Y sed agradecidos. La palabra de Cristo habite entre vosotros en toda su riqueza; enseñaos unos a otros con toda sabiduría; corregíos mutuamente.
Cantad a Dios, dadle gracias de corazón, con salmos, himnos y cánticos inspirados.
Y, todo lo que de palabra o de obra realicéis, sea todo en nombre del Señor Jesús, dando gracias a Dios Padre por medio de él.
Mujeres, vivid bajo la autoridad de vuestros maridos, como conviene en el Señor. Maridos, amad a vuestras mujeres, y no seáis ásperos con ellas.
Hijos, obedeced a vuestros padres en todo, que eso le gusta al Señor. Padres, no exasperéis a vuestros hijos, no sea que pierdan los ánimos.
Evangelio: Lucas 2, 22-40
Cuando llegó el tiempo de la purificación, según la ley de Moisés, los padres de Jesús lo llevaron a Jerusalén, para presentarlo al Señor, de acuerdo con lo escrito en la ley del Señor: «Todo primogénito varón será consagrado al Señor», y para entregar la oblación, como dice la ley del Señor: «un par de tórtolas o dos pichones.»
Vivía entonces en Jerusalén un hombre llamado Simeón, hombre justo y piadoso, que aguardaba el consuelo de Israel; y el Espíritu Santo moraba en él.
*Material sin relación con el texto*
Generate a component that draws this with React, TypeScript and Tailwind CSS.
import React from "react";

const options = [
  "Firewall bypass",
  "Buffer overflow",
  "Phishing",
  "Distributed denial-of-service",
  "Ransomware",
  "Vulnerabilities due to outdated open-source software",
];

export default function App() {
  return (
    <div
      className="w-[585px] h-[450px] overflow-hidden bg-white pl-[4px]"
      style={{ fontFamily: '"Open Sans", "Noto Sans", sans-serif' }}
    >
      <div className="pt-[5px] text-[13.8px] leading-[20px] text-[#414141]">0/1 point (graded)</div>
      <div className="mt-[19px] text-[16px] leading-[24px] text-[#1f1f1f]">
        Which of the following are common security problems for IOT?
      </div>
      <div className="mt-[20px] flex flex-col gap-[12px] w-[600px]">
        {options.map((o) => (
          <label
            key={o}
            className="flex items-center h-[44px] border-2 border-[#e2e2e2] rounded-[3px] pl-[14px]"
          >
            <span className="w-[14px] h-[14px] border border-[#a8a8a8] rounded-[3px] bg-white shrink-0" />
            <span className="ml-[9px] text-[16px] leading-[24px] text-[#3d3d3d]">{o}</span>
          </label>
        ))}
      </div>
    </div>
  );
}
Había recibido un oráculo del Espíritu Santo: que no vería la muerte antes de ver al Mesías del Señor. Impulsado por el Espíritu, fue al templo.
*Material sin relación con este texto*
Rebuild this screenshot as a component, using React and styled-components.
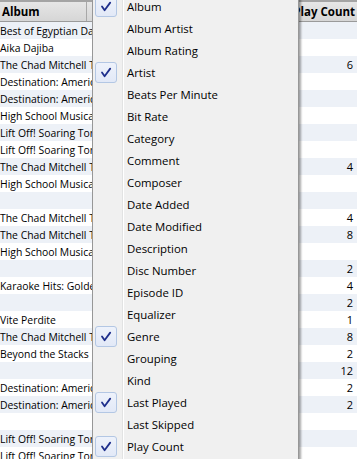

Cuando entraban con el niño Jesús sus padres para cumplir con él lo previsto por la ley, Simeón lo tomó en brazos y bendijo a Dios diciendo:
–«Ahora, Señor, según tu promesa,
puedes dejar a tu siervo irse en paz.
Porque mis ojos han visto a tu Salvador,
a quien has presentado ante todos los pueblos:
luz para alumbrar a las naciones
y gloria de tu pueblo Israel.»
Su padre y su madre estaban admirados por lo que se decía del niño.
Simeón los bendijo, diciendo a María, su madre:
– «Mira, éste está puesto para que muchos en Israel caigan y se levanten; será como una bandera discutida: así quedará clara la actitud de muchos corazones. Y a ti, una espada te traspasará el alma.»
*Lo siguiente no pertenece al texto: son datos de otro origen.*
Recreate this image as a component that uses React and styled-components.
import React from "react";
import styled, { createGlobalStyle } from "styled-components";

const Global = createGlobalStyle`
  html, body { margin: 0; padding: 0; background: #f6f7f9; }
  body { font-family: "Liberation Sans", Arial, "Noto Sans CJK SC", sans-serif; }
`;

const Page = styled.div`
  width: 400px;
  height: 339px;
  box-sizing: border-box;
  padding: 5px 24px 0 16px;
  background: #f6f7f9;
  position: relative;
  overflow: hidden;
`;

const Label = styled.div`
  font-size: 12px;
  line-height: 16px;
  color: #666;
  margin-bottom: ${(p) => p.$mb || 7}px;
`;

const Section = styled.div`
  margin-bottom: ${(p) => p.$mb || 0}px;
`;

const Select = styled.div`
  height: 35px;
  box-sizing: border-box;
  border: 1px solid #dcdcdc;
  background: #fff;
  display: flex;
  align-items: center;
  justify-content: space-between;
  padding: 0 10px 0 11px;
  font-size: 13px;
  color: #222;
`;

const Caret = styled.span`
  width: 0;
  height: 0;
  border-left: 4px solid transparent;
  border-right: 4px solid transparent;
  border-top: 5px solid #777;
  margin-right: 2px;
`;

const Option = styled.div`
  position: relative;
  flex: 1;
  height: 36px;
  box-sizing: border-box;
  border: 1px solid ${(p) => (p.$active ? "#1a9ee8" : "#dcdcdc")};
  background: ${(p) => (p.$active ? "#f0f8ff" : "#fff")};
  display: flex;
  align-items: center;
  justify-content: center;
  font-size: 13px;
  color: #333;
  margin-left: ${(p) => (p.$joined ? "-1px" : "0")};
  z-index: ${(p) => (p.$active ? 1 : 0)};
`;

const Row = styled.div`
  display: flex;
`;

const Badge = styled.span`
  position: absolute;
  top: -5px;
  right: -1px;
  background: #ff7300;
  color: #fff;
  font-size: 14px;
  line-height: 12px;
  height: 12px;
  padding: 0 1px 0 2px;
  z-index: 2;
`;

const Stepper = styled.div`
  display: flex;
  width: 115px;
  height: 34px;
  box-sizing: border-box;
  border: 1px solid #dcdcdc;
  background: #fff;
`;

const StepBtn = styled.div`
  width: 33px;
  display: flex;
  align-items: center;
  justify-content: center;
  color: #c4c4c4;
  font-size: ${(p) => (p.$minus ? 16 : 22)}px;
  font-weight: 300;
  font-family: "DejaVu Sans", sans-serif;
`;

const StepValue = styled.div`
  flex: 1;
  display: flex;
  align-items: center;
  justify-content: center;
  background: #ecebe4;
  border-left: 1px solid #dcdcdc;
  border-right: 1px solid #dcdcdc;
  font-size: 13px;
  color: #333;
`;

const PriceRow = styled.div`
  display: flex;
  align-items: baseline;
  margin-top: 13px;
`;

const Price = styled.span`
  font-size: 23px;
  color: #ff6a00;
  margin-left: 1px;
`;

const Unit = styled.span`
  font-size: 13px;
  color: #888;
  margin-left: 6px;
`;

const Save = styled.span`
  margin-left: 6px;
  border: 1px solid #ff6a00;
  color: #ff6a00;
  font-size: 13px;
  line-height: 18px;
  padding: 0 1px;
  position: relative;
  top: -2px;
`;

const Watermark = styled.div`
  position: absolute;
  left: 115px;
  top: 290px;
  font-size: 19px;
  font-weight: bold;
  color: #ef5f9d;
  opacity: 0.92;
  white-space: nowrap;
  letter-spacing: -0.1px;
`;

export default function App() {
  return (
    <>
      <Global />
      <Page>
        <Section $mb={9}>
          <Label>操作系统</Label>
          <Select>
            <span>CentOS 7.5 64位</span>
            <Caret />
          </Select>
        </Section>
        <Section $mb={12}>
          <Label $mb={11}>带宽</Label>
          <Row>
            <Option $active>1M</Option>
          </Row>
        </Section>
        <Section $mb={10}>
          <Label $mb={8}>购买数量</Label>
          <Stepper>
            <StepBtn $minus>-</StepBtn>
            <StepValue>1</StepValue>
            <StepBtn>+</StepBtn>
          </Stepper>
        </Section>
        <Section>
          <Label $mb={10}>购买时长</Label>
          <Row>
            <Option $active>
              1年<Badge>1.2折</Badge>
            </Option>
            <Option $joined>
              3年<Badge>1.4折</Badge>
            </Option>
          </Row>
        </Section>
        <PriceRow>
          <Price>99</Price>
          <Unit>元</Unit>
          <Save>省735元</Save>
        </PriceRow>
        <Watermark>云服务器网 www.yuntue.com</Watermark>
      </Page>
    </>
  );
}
Había también una profetisa, Ana, hija de Fanuel, de la tribu de Aser. Era una mujer muy anciana; de jovencita había vivido siete años casada, y luego viuda hasta los ochenta y cuatro; no se apartaba del templo día y noche, sirviendo a Dios con ayunos y oraciones. Acercándose en aquel momento, daba gracias a Dios y hablaba del niño a todos los que aguardaban la liberación de Jerusalén.
Y cuando cumplieron todo lo que prescribía la ley del Señor, se volvieron a Galilea, a su ciudad de Nazaret.
El niño iba creciendo y robusteciéndose, y se llenaba de sabiduría; y la gracia de Dios lo acompañaba.